By means of a printing unit as described above it is possible to obtain a printing process which can be said to be an intermediary between flexographic printing and offset printing.

With flexographic printing, which is most suitable for the printing of a single colored, large area, use is made (apart from the impression cylinder) of a block cylinder engaging the web and a screen cylinder cooperating with the block cylinder for receiving the ink.

With offset printing, on the other hand, the process is more complicated with a greater number of cylinders and with printing ink and fountain solution on the non-printing portions of the plate. With the new printing process it is possible to obtain a printing quality which is very close to that which otherwise can only be obtained with offset printing.

FIG. 2 is a side view of a rotary printing press. This printing press is provided with four printing units of the kind illustrated in FIG. 1 (or alternatively of some other kind). In each such printing unit, the impression cylinder 8 over which the web is conducted, is not herein regarded as included in the printing unit, and have been given the collective reference numeral 10.

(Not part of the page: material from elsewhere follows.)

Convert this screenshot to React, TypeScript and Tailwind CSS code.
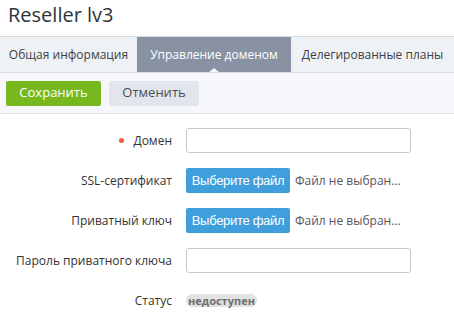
import React from 'react';

const font = { fontFamily: '"Open Sans", "Liberation Sans", sans-serif' };

type Row = {
  label: string;
  required?: boolean;
  kind: 'input' | 'file' | 'status';
};

const rows: Row[] = [
  { label: 'Домен', required: true, kind: 'input' },
  { label: 'SSL-сертификат', kind: 'file' },
  { label: 'Приватный ключ', kind: 'file' },
  { label: 'Пароль приватного ключа', kind: 'input' },
  { label: 'Статус', kind: 'status' },
];

const tabs = [
  { name: 'Общая информация', width: 'w-[137px]' },
  { name: 'Управление доменом', width: 'w-[154px]', active: true },
  { name: 'Делегированные планы', width: 'flex-1' },
];

function Field({ row }: { row: Row }) {
  if (row.kind === 'input') {
    return <input className="h-[25px] w-[225px] rounded-[3px] border border-[#c4c9d0] bg-white outline-none" />;
  }
  if (row.kind === 'file') {
    return (
      <div className="flex items-center">
        <button
          className="h-[25px] w-[104px] rounded-[2px] bg-[#3f9fdd] text-[13px] tracking-[-0.3px] text-white"
          style={{ fontFamily: '"Liberation Sans", Arial, sans-serif' }}
        >
          Выберите файл
        </button>
        <span className="ml-[5px] text-[12px] text-[#555]">Файл не выбран...</span>
      </div>
    );
  }
  return (
    <span className="flex h-[13px] w-[71px] items-center justify-center rounded-full bg-[#e2e2e2] text-[11px] font-bold leading-none text-[#6f6f6f]">
      недоступен
    </span>
  );
}

export default function App() {
  return (
    <div className="h-[314px] w-[454px] overflow-hidden bg-white text-[#333]" style={font}>
      <div className="h-9 pl-2 text-[20px] leading-[30px] text-[#2f3338]">Reseller lv3</div>

      <div className="flex h-[37px] border-y border-[#d6dadf] bg-[#eff2f5] text-[12px]">
        {tabs.map(tab => (
          <div
            key={tab.name}
            className={`relative flex items-center justify-center ${tab.width} ${
              tab.active ? 'bg-[#8992a3] text-white' : 'text-[#3c3f45]'
            }`}
          >
            {tab.name}
            {tab.active && (
              <span className="absolute bottom-0 left-1/2 -translate-x-1/2 border-x-[5px] border-b-[4px] border-x-transparent border-b-[#f5f7fa]" />
            )}
          </div>
        ))}
      </div>

      <div className="flex h-[41px] items-center gap-2 border-b border-[#dfe2e6] bg-[#f5f7fa] px-[6px]">
        <button className="h-[25px] w-[95px] rounded-[2px] bg-[#76b81e] text-[13px] text-white">Сохранить</button>
        <button className="h-[25px] w-[90px] rounded-[2px] bg-[#e2e6ec] text-[13px] text-[#4a4d52]">Отменить</button>
      </div>

      <div className="flex flex-col gap-[15px] pt-[14px]">
        {rows.map(row => (
          <div key={row.label} className="flex h-[25px] items-center">
            <div className="flex w-[172px] items-center justify-end text-[12px] text-[#333]">
              {row.required && <span className="mr-[9px] h-[5px] w-[5px] rounded-full bg-[#e8603c]" />}
              {row.label}
            </div>
            <div className="ml-[14px]">
              <Field row={row} />
            </div>
          </div>
        ))}
      </div>
    </div>
  );
}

The reason why four units has been chosen is of course the traditional one, namely that all printing colors can be obtained by means of the four colors yellow, bluish red (magenta), greenish blue (cyan) and black. In special cases, when a special color ("house color") is used to a large extent for printing, a fifth printing unit can be provided for this color.

A distinctive feature with the printing press according to FIG. 2 is that it is disposed on a strong beam structure 11, from which the printing units 10 are suspended, and on which in principle all other equipment, described below, can be attached. This beam structure 11 can be supported on the floor by means of pillars 12, as shown in FIG. 2, but can, in principle, quite as well be suspended from the ceiling of a printers building. The advantage with this construction is that the floor under the printing press is free for the operators and that the printing units and other equipment is extremely accessible.

Each printing unit 10 is arranged in a frame 13, which is suspended from the beam structure 11. Each such printing unit 10 with its frame 13, which together can be called a cassette, can easily be dismounted and serviced or exchanged with a new cassette.

The web 9 enters the printing press to the right, as seen in FIG. 2, where it is first exposed to surface treatment at a treating unit 14 and thereafter cleaned in a cleaning unit 15. A lateral guiding arrangement 16 is disposed at the end of the beam structure 11 and accomplishes a lateral guiding and alignment of the web 9 by turning the web 9 around an axis parallel with the longitudinal axis of the beam structure 11.

The web tension, which is essential for the function of the printing press and the quality of the print, is controlled by means of entrance nip cylinders 17 and exit nip cylinders 17' and also (if needed) a web tension arrangement 17" can be utilized, which consists of a tilting lever, which is controlled by means of a pneumatic cylinder and has a roller, over which the web 9 is conducted.

After having passed over the impression cylinder 8 in a printing unit, where the web 9 has been provided with printing in the form of an array of high viscosity printing ink, the web 9 passes a drying device 18. Normally, such a drying device 18 consists of UV-lamps, as the printing ink normally used is of the type hardened by means of UV-radiation. Alternatively, hot air drying or other drying techniques can be used.

When the web 9 has passed all printing units 10 in the printing press and has been provided with the desired four color-print, it can pass through an inspection system, for example, past a stroboscope lamp 19, so that an operator can check the printing quality, before the printed web 9 leaves the printing press at the left as seen in FIG. 2.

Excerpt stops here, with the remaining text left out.